Writing in Forbes, veteran Forrester analyst Stephanie Moore, recently wrote that “every offshore development team requires an onsite component, [and] that [the] onsite component could be provided by American citizens — who naturally have more contextual business understanding, thus satisfying one of clients’ most pressing needs today.” (True Global Outsourcing Should End The Visa Debate). Moore is right that American employees can and should staff more of the onsite roles in global IT outsourcing projects, but the reason they don’t is driven more by the difficulty of finding American employees who have the appropriate skills and interests than it is by costs.
Global outsourcing engagements generally cannot be implemented and managed without significant interaction between buyer and vendor organizations during both project initiation and ongoing operation. Onsite coordinators and transition teams manage these interactions and are necessarily composed of experienced professionals with strong knowledge of both client businesses and vendor operations.
Moore asserts that these roles can be filled by “a developer from India on an L1 visa in Manhattan [who] can legally be paid $7,000 per year, even if an American developer or an H1B visa developer (who must be paid prevailing US-wage) would be paid closer to $70,000 per year.” While a tenfold cost difference is provocative, such a scenario meets the requirements of neither USCIS rules nor of the outsourcing services buyer. A $7,000 salary is approximately the amount paid to IT professionals who are recent college graduates (“freshers” in industry parlance). The USCIS allows companies to transfer employees from their Indian operations to their U.S. operations using an L visa if, among other things, the employee will be rendering services in either (A) an executive or managerial, or (B) a specialized knowledge capacity. Virtually no recent college graduate will meet this USCIS standard. In addition, the global service delivery models deployed by services providers require individuals with the skills and maturity to act as conduits between businesses in the U.S. and technical teams in India. No “fresher” would have the skills and experience to undertake this role, and few clients would accept such a person if offered. More typically, employees in these onsite roles will have at least four to ten years of experience and command salaries of $20,000 or more (in India).
However, the cost of a foreign associate in the U.S. does not begin or end with his or her salary. In our experience, companies that transfer employees to the U.S. on L visas pay their living expenses, just as they would with a U.S. consultant on assignment in another city. Even in a medium-sized city in the U.S., living expenses (lodging, transportation, and food) are at least $200 per day or $72,000 a year. For longer assignments, companies move L holders to their U.S. payrolls, and pay wages in line with U.S. co-workers with similar skills and experience. The companies with which we’ve worked follow guidelines similar to these, and buyers should require these standards from their vendors. L visas should allow companies to temporarily import employees to support intra-company work or provide skills that are in short supply, but they should not be particularly attractive economically.

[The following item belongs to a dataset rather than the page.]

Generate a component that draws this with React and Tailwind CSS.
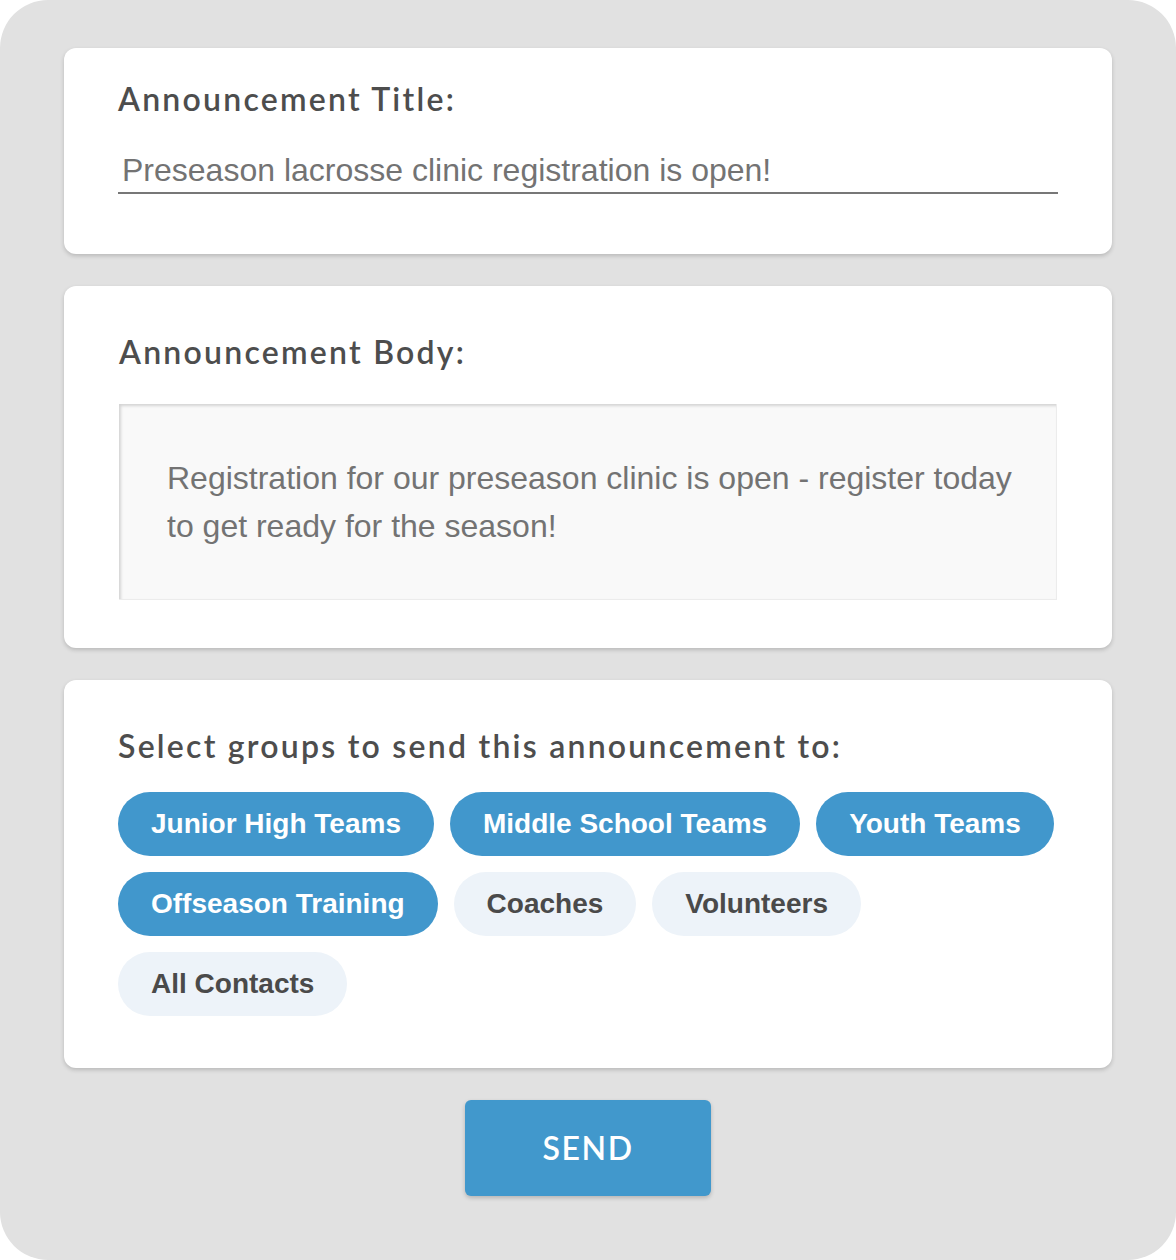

More significantly than visa-holder economics is the difficulty in finding Americans who have the skills and desire to act as onsite coordinators. As Moore notes, American employees are more likely to have a deep understanding of the American business context, but there are relatively few Americans who have sufficient knowledge and experience with offshore services delivery and management of globally distributed teams. To gain these skills, Americans need to spend significant time in key offshore locations to learn the intricacies of offshore operations, and, during periodic rotations, to build relations with offshore teams and transfer knowledge related to the business processes. While rotations to the U.S. are highly desirable career opportunities for many Indian employees, few American employees are willing to make a similar rotation to India or other low-cost country. As a result, IT services engagements continue to be designed with one-way rotations, and when visas are blocked and Indian employees can’t be landed, projects are delayed or cancelled thereby increasing costs for all the businesses involved.
Addressing the visa risk in a changing political environment requires a multi-pronged strategy. One element is to work with the U.S. government to improve visa compliance across the industry and insure procedureal fairness so that all industry participants can plan accordingly. However, the industry needs a much more robust approach to developing American employees who can fill these roles – including training in offshore delivery models, cross-cultural team management, and hands-on experience working in different offshore locations. Providers and buyers also need to work together to design engagements so that a majority of outsourcing employees working onsite at the buyer’s locations are local, domestic citizens, and plan for bidirectional knowledge transfer rotations.
As global IT service centers proliferate in Asia, Latin America and Eastern Europe, being able to field managers from multiple locations who are comfortable operating within and managing multi-shore projects will become a strategic imperative for outsourcing providers. It is also a strategic capability that the U.S. must build in its workforce if it wishes to continue to be a leader in the IT industry. Growing American workforce capabilities to operate effectively in emerging economies will be increasingly important to our economic growth in the next decade. Companies that take the lead in developing innovative and responsible strategies for cross-border employee movement, multi-lateral workforce development and economic growth, will emerge from this difficult political environment as industry leaders.